▶ **Written task**
Write out the material exactly, without any of its pictures.

▶ **Material provided**
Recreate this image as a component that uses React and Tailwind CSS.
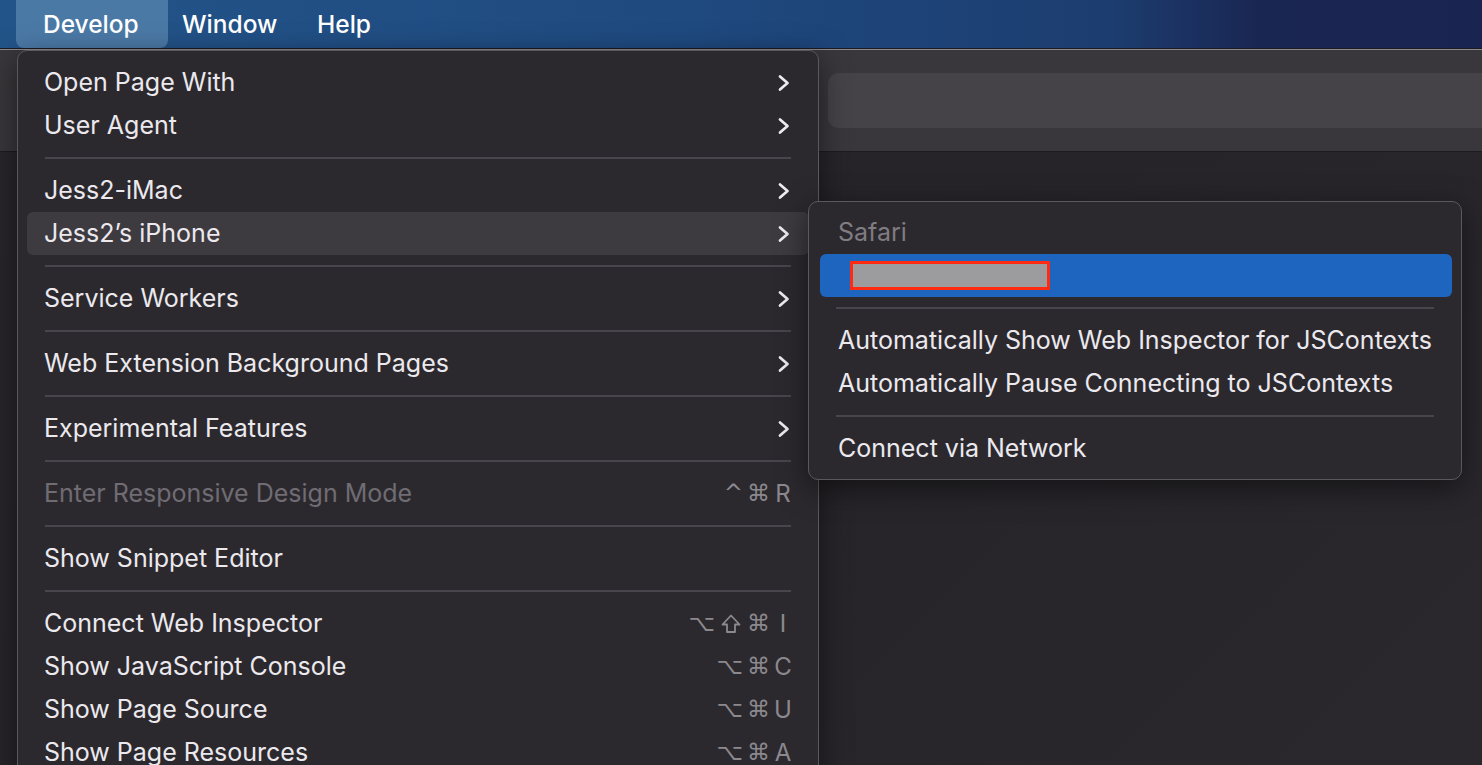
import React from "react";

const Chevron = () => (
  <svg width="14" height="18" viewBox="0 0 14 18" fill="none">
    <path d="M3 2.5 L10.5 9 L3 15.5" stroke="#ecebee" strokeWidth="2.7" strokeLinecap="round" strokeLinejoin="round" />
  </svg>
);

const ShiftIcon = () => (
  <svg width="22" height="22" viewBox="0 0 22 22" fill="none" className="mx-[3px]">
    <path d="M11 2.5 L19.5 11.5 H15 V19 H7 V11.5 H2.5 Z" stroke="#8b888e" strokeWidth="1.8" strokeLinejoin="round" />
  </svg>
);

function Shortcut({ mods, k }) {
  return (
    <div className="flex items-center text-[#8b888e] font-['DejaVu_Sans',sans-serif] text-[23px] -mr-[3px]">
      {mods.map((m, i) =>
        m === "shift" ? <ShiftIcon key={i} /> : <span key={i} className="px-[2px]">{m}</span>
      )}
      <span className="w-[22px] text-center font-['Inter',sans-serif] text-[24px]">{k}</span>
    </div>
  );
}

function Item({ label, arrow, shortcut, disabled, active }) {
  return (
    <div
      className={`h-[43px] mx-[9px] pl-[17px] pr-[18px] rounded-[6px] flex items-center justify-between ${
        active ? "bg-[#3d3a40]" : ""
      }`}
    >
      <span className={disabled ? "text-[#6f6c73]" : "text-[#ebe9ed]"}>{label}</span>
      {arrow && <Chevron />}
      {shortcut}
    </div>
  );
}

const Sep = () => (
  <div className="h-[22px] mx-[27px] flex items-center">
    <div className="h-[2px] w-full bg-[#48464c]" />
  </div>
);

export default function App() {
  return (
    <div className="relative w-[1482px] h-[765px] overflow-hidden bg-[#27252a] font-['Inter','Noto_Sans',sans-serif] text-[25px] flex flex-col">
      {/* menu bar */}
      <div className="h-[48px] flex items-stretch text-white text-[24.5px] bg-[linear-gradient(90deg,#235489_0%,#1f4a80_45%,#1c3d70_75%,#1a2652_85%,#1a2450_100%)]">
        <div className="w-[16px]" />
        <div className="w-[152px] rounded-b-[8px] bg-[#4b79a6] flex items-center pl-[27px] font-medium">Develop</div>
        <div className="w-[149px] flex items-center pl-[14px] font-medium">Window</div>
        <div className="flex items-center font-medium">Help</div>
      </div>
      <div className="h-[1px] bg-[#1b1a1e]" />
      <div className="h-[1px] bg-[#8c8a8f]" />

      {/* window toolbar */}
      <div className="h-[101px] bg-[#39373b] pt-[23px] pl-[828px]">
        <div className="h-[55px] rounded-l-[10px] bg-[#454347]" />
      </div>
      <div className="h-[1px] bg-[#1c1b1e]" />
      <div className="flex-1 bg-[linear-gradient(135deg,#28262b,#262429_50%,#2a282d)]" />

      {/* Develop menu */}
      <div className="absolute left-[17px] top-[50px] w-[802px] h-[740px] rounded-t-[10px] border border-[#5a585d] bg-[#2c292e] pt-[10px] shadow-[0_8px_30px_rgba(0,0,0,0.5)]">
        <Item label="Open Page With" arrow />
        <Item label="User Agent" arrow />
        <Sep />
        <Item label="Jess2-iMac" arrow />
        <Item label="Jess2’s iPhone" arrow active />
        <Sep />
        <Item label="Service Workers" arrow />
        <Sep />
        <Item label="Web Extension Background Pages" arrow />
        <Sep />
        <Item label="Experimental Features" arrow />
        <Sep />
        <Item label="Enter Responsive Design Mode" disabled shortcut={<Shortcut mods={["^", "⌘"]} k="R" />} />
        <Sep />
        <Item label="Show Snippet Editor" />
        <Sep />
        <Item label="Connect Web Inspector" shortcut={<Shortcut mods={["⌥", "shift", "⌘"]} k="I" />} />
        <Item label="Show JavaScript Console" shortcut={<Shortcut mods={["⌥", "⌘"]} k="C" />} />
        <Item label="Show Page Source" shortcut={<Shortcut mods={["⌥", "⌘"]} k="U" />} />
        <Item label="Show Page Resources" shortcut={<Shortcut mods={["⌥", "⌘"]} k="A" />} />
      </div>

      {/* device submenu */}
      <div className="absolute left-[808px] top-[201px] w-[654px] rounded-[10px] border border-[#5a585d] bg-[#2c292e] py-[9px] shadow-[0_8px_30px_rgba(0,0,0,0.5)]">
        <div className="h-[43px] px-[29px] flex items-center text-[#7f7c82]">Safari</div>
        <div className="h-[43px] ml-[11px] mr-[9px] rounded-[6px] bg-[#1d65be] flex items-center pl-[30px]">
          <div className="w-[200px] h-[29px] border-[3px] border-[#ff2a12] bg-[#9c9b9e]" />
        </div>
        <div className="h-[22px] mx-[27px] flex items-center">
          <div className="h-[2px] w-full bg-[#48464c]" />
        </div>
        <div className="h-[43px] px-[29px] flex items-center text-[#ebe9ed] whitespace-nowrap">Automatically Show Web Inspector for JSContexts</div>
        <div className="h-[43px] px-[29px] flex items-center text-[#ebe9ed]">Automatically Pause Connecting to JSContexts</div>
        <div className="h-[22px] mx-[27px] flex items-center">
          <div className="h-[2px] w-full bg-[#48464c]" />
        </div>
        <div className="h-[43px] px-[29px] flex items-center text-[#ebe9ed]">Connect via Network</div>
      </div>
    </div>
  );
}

▶ **Reply to the task**
Recreate this image as a component that uses React and Tailwind CSS.
import React from "react";

const Chevron = () => (
  <svg width="14" height="18" viewBox="0 0 14 18" fill="none">
    <path d="M3 2.5 L10.5 9 L3 15.5" stroke="#ecebee" strokeWidth="2.7" strokeLinecap="round" strokeLinejoin="round" />
  </svg>
);

const ShiftIcon = () => (
  <svg width="22" height="22" viewBox="0 0 22 22" fill="none" className="mx-[3px]">
    <path d="M11 2.5 L19.5 11.5 H15 V19 H7 V11.5 H2.5 Z" stroke="#8b888e" strokeWidth="1.8" strokeLinejoin="round" />
  </svg>
);

function Shortcut({ mods, k }) {
  return (
    <div className="flex items-center text-[#8b888e] font-['DejaVu_Sans',sans-serif] text-[23px] -mr-[3px]">
      {mods.map((m, i) =>
        m === "shift" ? <ShiftIcon key={i} /> : <span key={i} className="px-[2px]">{m}</span>
      )}
      <span className="w-[22px] text-center font-['Inter',sans-serif] text-[24px]">{k}</span>
    </div>
  );
}

function Item({ label, arrow, shortcut, disabled, active }) {
  return (
    <div
      className={`h-[43px] mx-[9px] pl-[17px] pr-[18px] rounded-[6px] flex items-center justify-between ${
        active ? "bg-[#3d3a40]" : ""
      }`}
    >
      <span className={disabled ? "text-[#6f6c73]" : "text-[#ebe9ed]"}>{label}</span>
      {arrow && <Chevron />}
      {shortcut}
    </div>
  );
}

const Sep = () => (
  <div className="h-[22px] mx-[27px] flex items-center">
    <div className="h-[2px] w-full bg-[#48464c]" />
  </div>
);

export default function App() {
  return (
    <div className="relative w-[1482px] h-[765px] overflow-hidden bg-[#27252a] font-['Inter','Noto_Sans',sans-serif] text-[25px] flex flex-col">
      {/* menu bar */}
      <div className="h-[48px] flex items-stretch text-white text-[24.5px] bg-[linear-gradient(90deg,#235489_0%,#1f4a80_45%,#1c3d70_75%,#1a2652_85%,#1a2450_100%)]">
        <div className="w-[16px]" />
        <div className="w-[152px] rounded-b-[8px] bg-[#4b79a6] flex items-center pl-[27px] font-medium">Develop</div>
        <div className="w-[149px] flex items-center pl-[14px] font-medium">Window</div>
        <div className="flex items-center font-medium">Help</div>
      </div>
      <div className="h-[1px] bg-[#1b1a1e]" />
      <div className="h-[1px] bg-[#8c8a8f]" />

      {/* window toolbar */}
      <div className="h-[101px] bg-[#39373b] pt-[23px] pl-[828px]">
        <div className="h-[55px] rounded-l-[10px] bg-[#454347]" />
      </div>
      <div className="h-[1px] bg-[#1c1b1e]" />
      <div className="flex-1 bg-[linear-gradient(135deg,#28262b,#262429_50%,#2a282d)]" />

      {/* Develop menu */}
      <div className="absolute left-[17px] top-[50px] w-[802px] h-[740px] rounded-t-[10px] border border-[#5a585d] bg-[#2c292e] pt-[10px] shadow-[0_8px_30px_rgba(0,0,0,0.5)]">
        <Item label="Open Page With" arrow />
        <Item label="User Agent" arrow />
        <Sep />
        <Item label="Jess2-iMac" arrow />
        <Item label="Jess2’s iPhone" arrow active />
        <Sep />
        <Item label="Service Workers" arrow />
        <Sep />
        <Item label="Web Extension Background Pages" arrow />
        <Sep />
        <Item label="Experimental Features" arrow />
        <Sep />
        <Item label="Enter Responsive Design Mode" disabled shortcut={<Shortcut mods={["^", "⌘"]} k="R" />} />
        <Sep />
        <Item label="Show Snippet Editor" />
        <Sep />
        <Item label="Connect Web Inspector" shortcut={<Shortcut mods={["⌥", "shift", "⌘"]} k="I" />} />
        <Item label="Show JavaScript Console" shortcut={<Shortcut mods={["⌥", "⌘"]} k="C" />} />
        <Item label="Show Page Source" shortcut={<Shortcut mods={["⌥", "⌘"]} k="U" />} />
        <Item label="Show Page Resources" shortcut={<Shortcut mods={["⌥", "⌘"]} k="A" />} />
      </div>

      {/* device submenu */}
      <div className="absolute left-[808px] top-[201px] w-[654px] rounded-[10px] border border-[#5a585d] bg-[#2c292e] py-[9px] shadow-[0_8px_30px_rgba(0,0,0,0.5)]">
        <div className="h-[43px] px-[29px] flex items-center text-[#7f7c82]">Safari</div>
        <div className="h-[43px] ml-[11px] mr-[9px] rounded-[6px] bg-[#1d65be] flex items-center pl-[30px]">
          <div className="w-[200px] h-[29px] border-[3px] border-[#ff2a12] bg-[#9c9b9e]" />
        </div>
        <div className="h-[22px] mx-[27px] flex items-center">
          <div className="h-[2px] w-full bg-[#48464c]" />
        </div>
        <div className="h-[43px] px-[29px] flex items-center text-[#ebe9ed] whitespace-nowrap">Automatically Show Web Inspector for JSContexts</div>
        <div className="h-[43px] px-[29px] flex items-center text-[#ebe9ed]">Automatically Pause Connecting to JSContexts</div>
        <div className="h-[22px] mx-[27px] flex items-center">
          <div className="h-[2px] w-full bg-[#48464c]" />
        </div>
        <div className="h-[43px] px-[29px] flex items-center text-[#ebe9ed]">Connect via Network</div>
      </div>
    </div>
  );
}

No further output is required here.